After college, Rivadeneyra went to law school and has spent a career as an advocate for immigrants. He was laid off recently and is looking for work. Like any American, like any person, Rivadeneyra has endured heartache.

During college, he lost many of his belongings in a fire. More recently, his partner of more than a decade passed away.

But as he looks to the future of immigration in the United States, Rivadeneyra says he's never been more encouraged. The quality of the debate, he says, is richer and more inclusive. People aren't just talking about the 11 million undocumented immigrants already in the country. Lawmakers are also considering how to improve the path to citizenship for skilled workers, for example.
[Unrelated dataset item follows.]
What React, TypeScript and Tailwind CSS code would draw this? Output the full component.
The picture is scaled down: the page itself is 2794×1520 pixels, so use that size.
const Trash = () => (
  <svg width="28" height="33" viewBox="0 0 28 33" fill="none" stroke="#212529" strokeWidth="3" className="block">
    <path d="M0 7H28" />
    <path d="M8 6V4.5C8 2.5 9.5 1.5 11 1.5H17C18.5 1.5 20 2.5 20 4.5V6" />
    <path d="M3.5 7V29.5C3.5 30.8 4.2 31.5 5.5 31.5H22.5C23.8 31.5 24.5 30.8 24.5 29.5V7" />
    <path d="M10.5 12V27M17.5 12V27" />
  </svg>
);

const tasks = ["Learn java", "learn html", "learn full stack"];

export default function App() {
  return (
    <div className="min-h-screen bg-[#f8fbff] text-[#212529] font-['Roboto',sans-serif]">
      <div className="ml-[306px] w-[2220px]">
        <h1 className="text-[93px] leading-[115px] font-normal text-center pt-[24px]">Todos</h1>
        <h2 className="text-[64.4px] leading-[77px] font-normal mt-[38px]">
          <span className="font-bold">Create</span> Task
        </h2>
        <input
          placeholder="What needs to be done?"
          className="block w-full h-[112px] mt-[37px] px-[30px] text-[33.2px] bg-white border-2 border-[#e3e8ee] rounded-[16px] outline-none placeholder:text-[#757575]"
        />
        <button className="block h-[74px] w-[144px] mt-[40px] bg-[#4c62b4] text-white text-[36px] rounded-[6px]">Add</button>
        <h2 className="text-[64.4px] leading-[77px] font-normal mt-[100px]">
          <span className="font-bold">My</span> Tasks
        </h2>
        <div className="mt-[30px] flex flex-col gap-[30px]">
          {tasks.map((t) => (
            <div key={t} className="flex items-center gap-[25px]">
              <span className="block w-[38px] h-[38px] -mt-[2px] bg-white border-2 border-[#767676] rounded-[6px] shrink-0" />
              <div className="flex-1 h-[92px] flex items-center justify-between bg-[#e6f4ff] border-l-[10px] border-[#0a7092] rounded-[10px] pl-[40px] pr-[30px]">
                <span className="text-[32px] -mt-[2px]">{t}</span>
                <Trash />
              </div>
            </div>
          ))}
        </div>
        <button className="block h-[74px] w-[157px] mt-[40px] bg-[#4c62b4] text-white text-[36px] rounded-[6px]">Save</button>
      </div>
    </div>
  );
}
"This is the most optimistic I've been in a very long time," he said. "But at the same time as I'm optimistic about some kind of reform, I think until we're ready to deal with these issues of racism, these issues of entitlement, these issues of taking for granted that when you're born in this country you have rights that have never been afforded to any other people in the history of mankind; only when we start to think about these concepts in a much bigger sense, will we have some kind of more productive, working immigration system."

On his Facebook profile, Rivadeneyra quotes Ralph Waldo Emerson: "Be not the slave of your own past. Plunge into the sublime seas, dive deep and swim far, so you shall come back with self-respect, with new power, with an advanced experience that shall explain and overlook the old."

Rivadeneyra's past isn't so distant. The faraway trip to Disneyland that his family took more than 30 years ago is as clear to him as ever.

 "The Disneyland symbolism is not lost on me," Rivadeneyra said. "It symbolized America to us. I remember arriving at the gates and getting the book of tickets you needed to get on the rides like it was yesterday. It was a beautiful, sunny day. And we had arrived at the happiest place on earth."